Significant impact of V2O5 content on lead phosphor-arsenate glasses for mechanical and radiation shielding applications

Abstract

Our samples which have the formulation 3As2O3 – 37PbO–P2O5 - x V2O5, x = (0 (APPV0.0) ≤ x ≤ 5 (APPV5.0) mol.%), was fabricated by the melt-quench technique. The objective of this article is to examine the structural, mechanical, and radiation shielding attributes of prepared glasses. XRD method was done to analyze the nature of these glasses. During this investigation, we replaced P2O5 with V2O5, which resulted an increase in density, oxygen packing density, velocities, and elastic modulus while a decreasing in molar volume and oxygen molar volume were detected. Elastic moduli, both experimental and theoretical are completely agreed. The mass attenuation coefficient (MAC) values of glasses were 86.741, 86.74, 86.738, 86.736, 86.733, 86.727 at 0.015 MeV for APPV0.0, APPV0.5, APPV1.0, APPV2.0, APPV3.0, and APPV5.0 glasses, respectively and around 0.035 cm2g-1 at 15 MeV for all glasses. APPV0.0 glasses possess the highest values of the effective atomic number (Zeff), while APPV5.0 possesses the lowest values in all photon energy.

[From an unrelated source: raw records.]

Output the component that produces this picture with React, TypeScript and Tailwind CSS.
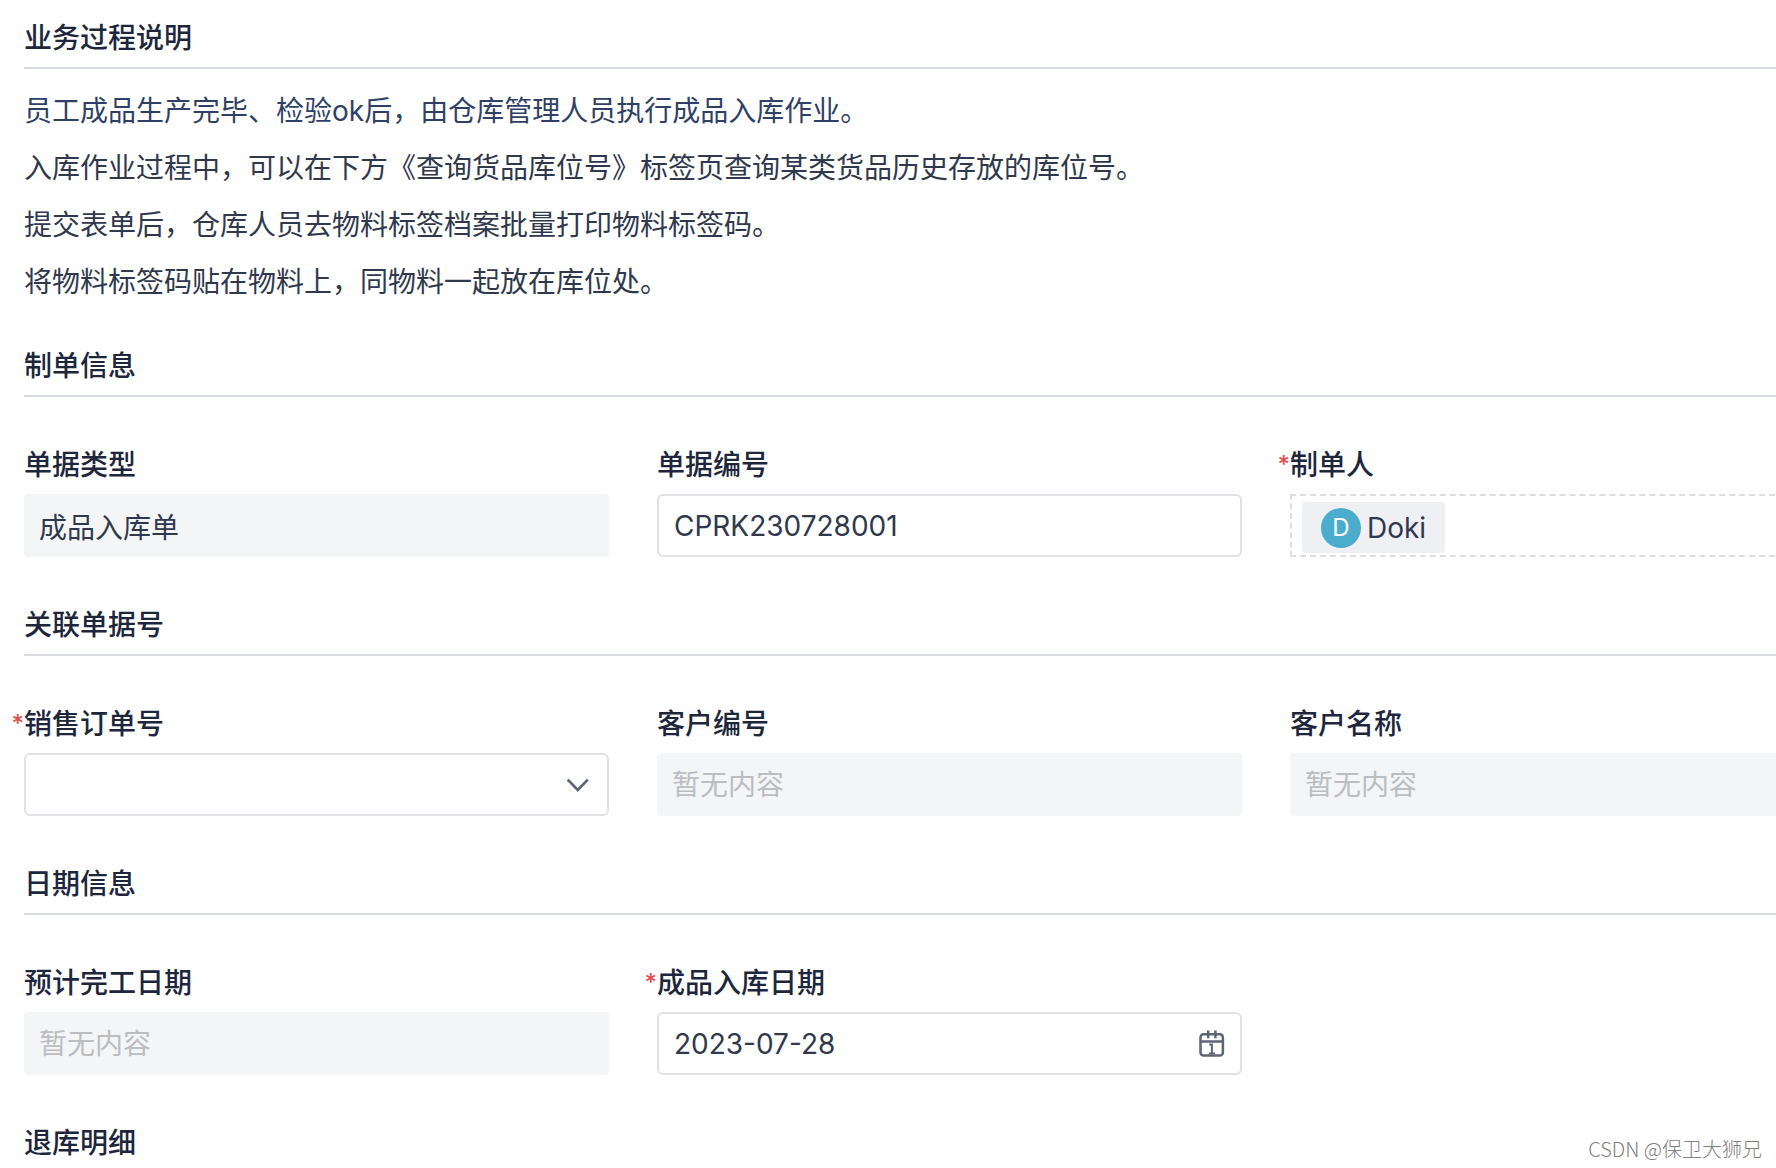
import React, { useState, ChangeEvent, ReactNode } from 'react';

interface SectionProps {
  title: string;
  children?: ReactNode;
}

interface FieldProps {
  id: string;
  label: string;
  required?: boolean;
  children: ReactNode;
}

interface DisabledInputProps {
  id: string;
  value?: string;
}

const instructions = [
  '入库作业过程中，可以在下方《查询货品库位号》标签页查询某类货品历史存放的库位号。',
  '提交表单后，仓库人员去物料标签档案批量打印物料标签码。',
  '将物料标签码贴在物料上，同物料一起放在库位处。'
];

const Section: React.FC<SectionProps> = ({ title, children }) => (
  <section>
    <h2 className="border-b-2 border-[#d9dce0] pb-[9px] text-[28px] leading-10 font-medium text-[#1d263b]">
      {title}
    </h2>
    {children}
  </section>
);

const FieldRow: React.FC<{ children: ReactNode }> = ({ children }) => (
  <div className="my-12 grid grid-cols-[repeat(3,minmax(585px,1fr))] gap-12">
    {children}
  </div>
);

const Field: React.FC<FieldProps> = ({ id, label, required, children }) => (
  <div>
    <label
      htmlFor={id}
      className="relative mb-[9px] block text-[28px] leading-10 font-medium text-[#1d263b]"
    >
      {required && (
        <span className="absolute top-0 right-full text-2xl leading-10 text-[#e0504a]">*</span>
      )}
      {label}
    </label>
    {children}
  </div>
);

const DisabledInput: React.FC<DisabledInputProps> = ({ id, value }) => (
  <input
    id={id}
    type="text"
    disabled
    value={value ?? ''}
    placeholder="暂无内容"
    className="block h-[63px] w-full rounded bg-[#f4f5f7] px-[15px] text-[28px] text-[#2f384c] placeholder:text-[#bbbdc1]"
  />
);

const CalendarIcon: React.FC = () => (
  <svg width="26" height="28" viewBox="0 0 26 28" fill="none" stroke="#5c6475" strokeWidth="2.5">
    <rect x="1.5" y="4.2" width="22.4" height="21.2" rx="3" />
    <path d="M1.5 11.6H23.9M9.2 0.6V8.2M16.4 0.6V8.2" />
    <path d="M10.2 14.6H12.9V24M9.8 23.4H16" strokeWidth="2" />
  </svg>
);

const App: React.FC = () => {
  const [orderNo, setOrderNo] = useState<string>('');
  const [billNo, setBillNo] = useState<string>('CPRK230728001');
  const [stockDate, setStockDate] = useState<string>('2023-07-28');

  return (
    <main className="relative h-screen overflow-hidden bg-white pt-[18px] pl-6 font-[Inter,'Noto_Sans_CJK_SC',sans-serif]">
      <Section title="业务过程说明">
        <div className="mt-[14px] mb-[35px] text-[28px] leading-[57px] text-[#2f384c]">
          <p className="text-[#2f3f66]">员工成品生产完毕、检验ok后，由仓库管理人员执行成品入库作业。</p>
          {instructions.map(line => (
            <p key={line}>{line}</p>
          ))}
        </div>
      </Section>

      <Section title="制单信息">
        <FieldRow>
          <Field id="bill-type" label="单据类型">
            <DisabledInput id="bill-type" value="成品入库单" />
          </Field>
          <Field id="bill-no" label="单据编号">
            <input
              id="bill-no"
              type="text"
              value={billNo}
              onChange={(e: ChangeEvent<HTMLInputElement>) => setBillNo(e.target.value)}
              className="block h-[63px] w-full rounded-md border-2 border-[#e0e2e5] px-[15px] text-[28px] text-[#2f384c]"
            />
          </Field>
          <Field id="creator" label="制单人" required>
            <div className="flex h-[63px] items-start border-2 border-dashed border-[#dcdee1] px-[10px] pt-[6px]">
              <button
                id="creator"
                type="button"
                className="flex h-[51px] items-center gap-[6px] rounded-sm bg-[#eff0f4] px-[19px] text-[28px] text-[#2f384c]"
              >
                <span className="flex size-10 items-center justify-center rounded-full bg-[#4bacce] text-2xl text-white">
                  D
                </span>
                Doki
              </button>
            </div>
          </Field>
        </FieldRow>
      </Section>

      <Section title="关联单据号">
        <FieldRow>
          <Field id="order-no" label="销售订单号" required>
            <div className="relative">
              <select
                id="order-no"
                value={orderNo}
                onChange={(e: ChangeEvent<HTMLSelectElement>) => setOrderNo(e.target.value)}
                className="block h-[63px] w-full appearance-none rounded-md border-2 border-[#e0e2e5] bg-white px-[15px] text-[28px] text-[#2f384c]"
              >
                <option value=""></option>
              </select>
              <svg
                className="pointer-events-none absolute inset-y-0 right-5 my-auto"
                width="22"
                height="14"
                viewBox="0 0 22 14"
                fill="none"
                stroke="#5c6475"
                strokeWidth="2.6"
              >
                <path d="M0.8 1.6L10.8 12L20.8 1.6" />
              </svg>
            </div>
          </Field>
          <Field id="customer-no" label="客户编号">
            <DisabledInput id="customer-no" />
          </Field>
          <Field id="customer-name" label="客户名称">
            <DisabledInput id="customer-name" />
          </Field>
        </FieldRow>
      </Section>

      <Section title="日期信息">
        <FieldRow>
          <Field id="finish-date" label="预计完工日期">
            <DisabledInput id="finish-date" />
          </Field>
          <Field id="stock-date" label="成品入库日期" required>
            <div className="flex h-[63px] items-center rounded-md border-2 border-[#e0e2e5] px-[15px]">
              <input
                id="stock-date"
                type="text"
                value={stockDate}
                onChange={(e: ChangeEvent<HTMLInputElement>) => setStockDate(e.target.value)}
                className="min-w-0 flex-1 text-[28px] text-[#2f384c] outline-none"
              />
              <button type="button" aria-label="选择日期">
                <CalendarIcon />
              </button>
            </div>
          </Field>
        </FieldRow>
      </Section>

      <Section title="退库明细" />

      {/* Watermark */}
      <span className="absolute right-[14px] bottom-[5px] font-['Noto_Sans_CJK_SC',sans-serif] text-xl leading-7 font-light text-[#808080]">
        CSDN @保卫大狮兄
      </span>
    </main>
  );
};

export default App;
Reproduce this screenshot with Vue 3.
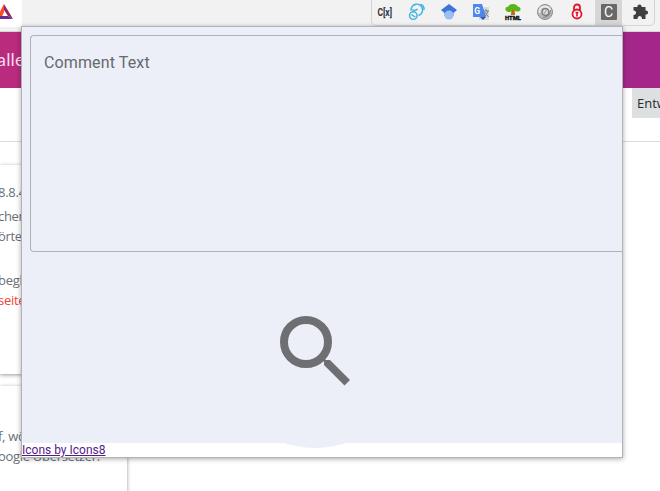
<script setup>
const release = [
  { text: '8.8.4', cls: 'version' },
  { text: 'chen', cls: 'l2' },
  { text: 'örter', cls: 'l3' },
  { text: 'begl', cls: 'l4' },
  { text: 'seite', cls: 'link' },
]
</script>

<template>
  <div class="screen">
    <header class="browser">
      <div class="address">
        <svg class="bat" width="14" height="22" viewBox="0 0 14 22">
          <path d="M4 4L-4 19H1L4 12Z" fill="#ff4b25" />
          <path d="M4 4L13 19L8 16L4 10Z" fill="#9e1f63" />
          <path d="M-4 19L0 16H8L13 19Z" fill="#662d91" />
        </svg>
      </div>
      <div class="extensions">
        <svg class="ext" viewBox="0 0 32 26">
          <text x="5.5" y="15.5" font-family="Roboto" font-size="11.5" font-weight="700" textLength="14.5" lengthAdjust="spacingAndGlyphs" fill="#30343c">C[x]</text>
        </svg>
        <svg class="ext" viewBox="0 0 32 26" fill="none" stroke="#35b2e2" stroke-width="1.4">
          <path d="M7 10.500A5.800 5.800 0 1 1 14.500 15.500" />
          <path d="M8 9.500Q11 11.500 13.500 9M16.500 4.500Q20.500 5.500 20 10" />
          <circle cx="9.300" cy="15.600" r="3.8" />
          <path d="M7.300 14.500L11.300 17" />
        </svg>
        <svg class="ext" viewBox="0 0 32 26">
          <path d="M13 4L21 10L17.5 13V16H8.5V13L5 10Z" fill="#3e74d7" />
          <circle cx="13" cy="15" r="4.6" fill="#9dbdf8" />
        </svg>
        <svg class="ext" viewBox="0 0 32 26">
          <rect x="11" y="7" width="10" height="13" fill="#d9dcdf" />
          <path d="M5 4H14L18 17H5Z" fill="#4d86ed" />
          <path d="M12 17H18L15 20Z" fill="#3451b5" />
          <text x="6.3" y="13.5" font-family="Roboto" font-size="8.5" font-weight="700" fill="#fff">G</text>
          <path d="M15.5 11H21M18 9V11M20 11Q19 15 16 17M16.5 12L20.5 17" fill="none" stroke="#687e85" />
        </svg>
        <svg class="ext" viewBox="0 0 32 26">
          <path d="M11.5 8H14.5L15 15H11Z" fill="#b96b16" />
          <path d="M5.5 10Q5 6.5 8.5 6.5Q9 4 13 4Q17 4 17.5 6.5Q21 7 20.5 10Q19 12.5 15 11L13 9.5L11 11.5Q7 13 5.5 10Z" fill="#5bb41a" />
          <text x="5" y="19.5" font-family="Roboto" font-size="6" font-weight="900" textLength="16" lengthAdjust="spacingAndGlyphs" fill="#111" stroke="#111" stroke-width=".3">HTML</text>
        </svg>
        <svg class="ext" viewBox="0 0 32 26">
          <circle cx="13" cy="12" r="7.5" fill="#b9b9b9" stroke="#8d8d8d" />
          <path d="M7.5 13Q7 6.5 13 6.5Q18 6.5 18.5 12" fill="none" stroke="#ededed" stroke-width="1.8" />
          <circle cx="13.5" cy="12" r="3.3" fill="#ddd" stroke="#777" stroke-width="1.2" />
          <path d="M18.5 10Q18 17 11 17.5" fill="none" stroke="#868686" stroke-width="1.2" />
          <path d="M11.5 14.5L15 9.5" stroke="#999" />
        </svg>
        <svg class="ext" viewBox="0 0 32 26">
          <path d="M10 10V7.5A3 3 0 0 1 16 7.5V10" fill="none" stroke="#e1142c" stroke-width="1.8" />
          <circle cx="13" cy="14" r="4.5" fill="#fff" stroke="#e1142c" stroke-width="1.8" />
          <path d="M11.5 12.5H14.5M13 12V16.5" stroke="#e1142c" stroke-width="1.7" />
        </svg>
        <div class="ext active"><b>C</b></div>
        <svg class="ext puzzle" viewBox="0 0 32 26">
          <path d="M12 7H15.5C14.5 3.5 20.5 3.5 19.500 7H23.500V10.500C27 10 27 15 23.500 14.500V19H20C20 15 15.500 15 15.500 19H11.500V15C15 14.500 15 11 11.500 10.500V7Z" fill="#3c4043" />
        </svg>
      </div>
    </header>

    <div class="banner">alle</div>
    <nav class="subnav"><span>Entw</span></nav>
    <main>
      <section class="card first">
        <p v-for="line in release" :key="line.cls" :class="line.cls">{{ line.text }}</p>
      </section>
      <section class="card second">
        <p>f, wört</p>
        <p>oogle Übersetzer.</p>
      </section>
    </main>

    <aside class="popup">
      <div class="body">
        <div class="field">Comment Text</div>
        <div class="search">
          <svg width="72" height="72" viewBox="0 0 72 72">
            <circle cx="27" cy="27" r="22" fill="none" stroke="#6e6f72" stroke-width="8" />
            <path d="M45 45H51L71 65L65.5 70.5L45 50Z" fill="#6e6f72" />
            <path d="M42 42L48 48" stroke="#6e6f72" stroke-width="2.5" />
          </svg>
        </div>
      </div>
      <footer><a>Icons by Icons8</a></footer>
    </aside>
  </div>
</template>

<style>
body { margin: 0; overflow: hidden; }
</style>

<style scoped>
* { box-sizing: border-box; }
.screen { position: relative; width: 660px; height: 491px; overflow: hidden; background: #fff; font-family: Roboto, sans-serif; }
.browser { display: flex; justify-content: space-between; height: 32px; background: #f2f2f2; border-bottom: 1px solid #d5d5d5; }
.address { width: 22px; height: 27px; background: #fff; }
.bat { display: block; }
.extensions { display: flex; width: 284px; height: 26px; margin-right: 5px; border: 1px solid #d4d4d4; border-top: 0; border-radius: 0 0 5px 5px; overflow: hidden; }
.ext { display: block; flex: 0 0 32px; width: 32px; height: 26px; }
.active { display: flex; flex-basis: 27px; width: 27px; justify-content: center; align-items: center; margin-left: -1px; background: #d6d6d6; }
.active b { width: 16px; height: 16px; margin-bottom: 2px; border-radius: 1px; background: #686868; color: #fff; font-size: 14px; line-height: 16px; text-align: center; font-weight: 400; }
.banner { height: 56px; text-indent: -3px; background: linear-gradient(90deg, #ba2b7d, #a4268b); color: #f6deed; font: 18px/55px Lato, sans-serif; letter-spacing: .2px; }
.subnav { display: flex; justify-content: flex-end; height: 54px; border-bottom: 1px solid #d9dbdc; }
.subnav span { width: 28px; height: 30px; padding-left: 5px; overflow: hidden; background: #dce0e1; color: #252b30; font: 13px/30px "Open Sans", sans-serif; }
main { padding-top: 23px; }
.card { width: 127px; background: #fff; box-shadow: 0 1px 4px #999; color: #697078; font: 13px/20px "Open Sans", sans-serif; letter-spacing: -.3px; }
.card p { margin: 0; white-space: nowrap; text-indent: -2px; }
.first { height: 209px; padding-top: 17px; }
.first .version { margin-bottom: 4px; }
.first .l4 { margin-top: 24px; }
.first .link { color: #f44336; }
.second { height: 120px; margin-top: 12px; padding-top: 40px; }
.popup { position: absolute; left: 21px; top: 26px; width: 602px; height: 432px; border: 1px solid #b1b3b6; background: #fff; box-shadow: 0 1px 5px #0005; }
.body { height: 416px; padding: 8px 0 0 8px; background: #eceff7; }
.field { height: 217px; padding: 17px 13px; border: 1px solid #afb2b7; border-right: 0; border-radius: 4px 0 0 4px; color: #66696d; font-size: 16px; line-height: 19px; letter-spacing: .13px; }
.search { display: flex; justify-content: center; align-items: center; width: 196px; height: 196px; margin-left: 187px; border-radius: 50%; background: #eceff7; }
.search svg { transform: translateY(1px); }
footer { position: relative; height: 14px; font-size: 12px; line-height: 14px; }
footer a { color: #551a8b; text-decoration: underline; }
</style>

The half value layer (HVL) property of the investigated glasses confirms the trend of (APPV0.0)HVL > (APPV0.5)HVL > (APPV1.0)HVL > (APPV2.0)HVL > (APPV3.0)HVL > (APPV5.0)HVL. Increasing in the V2O5 molar ratios from 0.0 to 5.0 mol% led to slight decrease in the exposure and energy absorption buildup factors (EBF and EABF) values. Therefore, the best shielding capacity for APPV5.0 glasses among all other glasses.